Eryılmaz, belediye başkanlığı görevinin yanı sıra, CHP Bilim ve Kültür Platformu'nda Sağlık Komisyonu üyesi, CHP Genel Merkez Yerel Yönetimler Birimi Komisyonu üyesi ve CHP Ankara İl Başkanlığı Yerel Yönetimler Komisyonu üyesi olarak çalışıyor. Eryılmaz, aynı zamanda İç Anadolu Belediyeler Birliği'nin başkanlığını da yürütüyor.

'Yasa dışı dinleme delil sayılmaz'

Ceza hukuku uzmanı Prof. Dr. Durmuş Tezcan, Eryılmaz'a ait olduğu öne sürülen ses kaydının savcılık ve mahkemelerde delil olarak kullanılamayacağını belirterek, şöyle konuştu: "Avrupa İnsan Hakları Mahkemesi, 'Delil ancak iç hukukta bir engel yoksa ve sözleşmedeki bir hakkın ihlali yoluyla elde edilmemişse geçerlidir' diyor. Bizim mevzuatımızda, CMK'nın 148. maddesi yasak deliller konusu ele alınıyor.
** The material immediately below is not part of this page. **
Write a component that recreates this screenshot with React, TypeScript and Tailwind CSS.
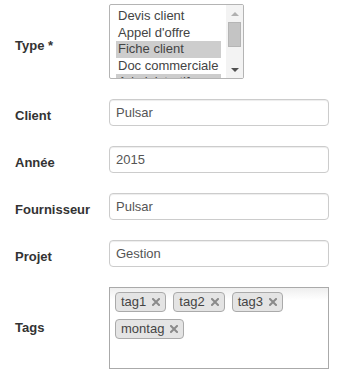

Bunun 4. fıkrasında 'Bir kimsenin kollukta verdiği ifadenin geçerli olması için ya avukatının hazır bulunması ya da avukat olmadan alınan ifadenin mahkemede kabulü gerekir' deniliyor. Buna göre, karakolda alınan ifade dahi, hâkim önünde alınmamışsa geçersiz sayılırken, 3. kişilerin bir şekilde elde ettiği ses kaydını geçerli delil kabul etmek mümkün değil.

Kanuna uygun şekilde mahkemeden izin alınmaksızın dinlenen, elde edilen deliller, hiçbir biçimde delil kabul edilemez. Yasa dışı dinleme yoluyla öğrenilen bilginin bile suç duyurusunda kullanılması mümkün değildir."